Use your moodboard to name your contrasts, not erase them. You might be grounded but oceanic. Minimal but mythic. Structured but fluid. That’s your signature. Not a fixed style, but a living language.
Explore our Jewelry Archetype Guide
✧ V. Curate Your Wishlist with Feeling, Not Urgency
Use a wishlist to guide future choices rooted in personal jewelry style, not urgency. Now that you’ve seen what you have and what you long for, you can begin to collect with care. Not from trend. Not from pressure. But from a feeling that stays with you.
Start a soft wishlist — something you keep in your notes app, a page in your journal, or even tucked beside your jewelry stand. Let it be shaped by mood, memory, color, and contrast.

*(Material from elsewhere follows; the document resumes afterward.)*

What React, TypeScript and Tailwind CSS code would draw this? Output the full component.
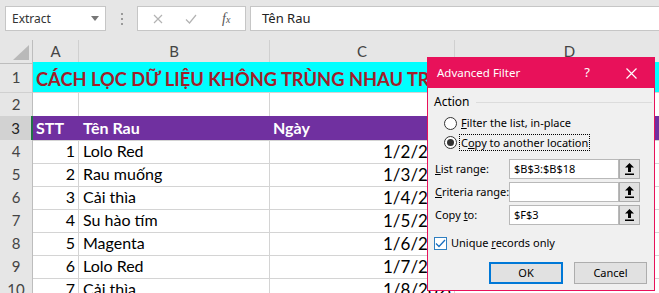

Break it down gently. It could help to prioritize which pieces you would like to buy first into these categories:
- Now: Pieces that fill a clear emotional or functional space. A second pair of earrings for rotation. A chain to layer with your favorite pendant. A hint of softness where everything else is clean.
- Soon: Pieces that stretch you slightly — boldness, texture, or color you’ve always been curious about. The kind of piece that feels like a version of you you’re growing toward.
- Someday: Dream pieces. A locket you want to pass down. A stone that reminds you of a specific sky. A sculptural cuff for the version of you who throws her shoulders back and doesn’t apologize.
This isn’t a shopping list. It’s a gathering list. A way to collect not just jewelry, but intention.
✧ VI. Closing: The Story Has Already Begun
Whether you’re defining your personal jewelry style or discovering how to build a jewelry collection from what you already own, the story begins from within.
Your jewelry collection didn’t begin with a purchase.
It began the first time you reached for something that felt like you.
Maybe it was a ring from someone you love.
Maybe it was something small you bought with your own money.
Maybe it was a necklace you wore until the clasp wore thin.
What you wear holds memory.
What you keep tells a story.
And what you choose next — that’s where the story continues.
You don’t need to chase more.
You just need to listen to what’s already speaking.
Begin with one piece. Let it help guide you.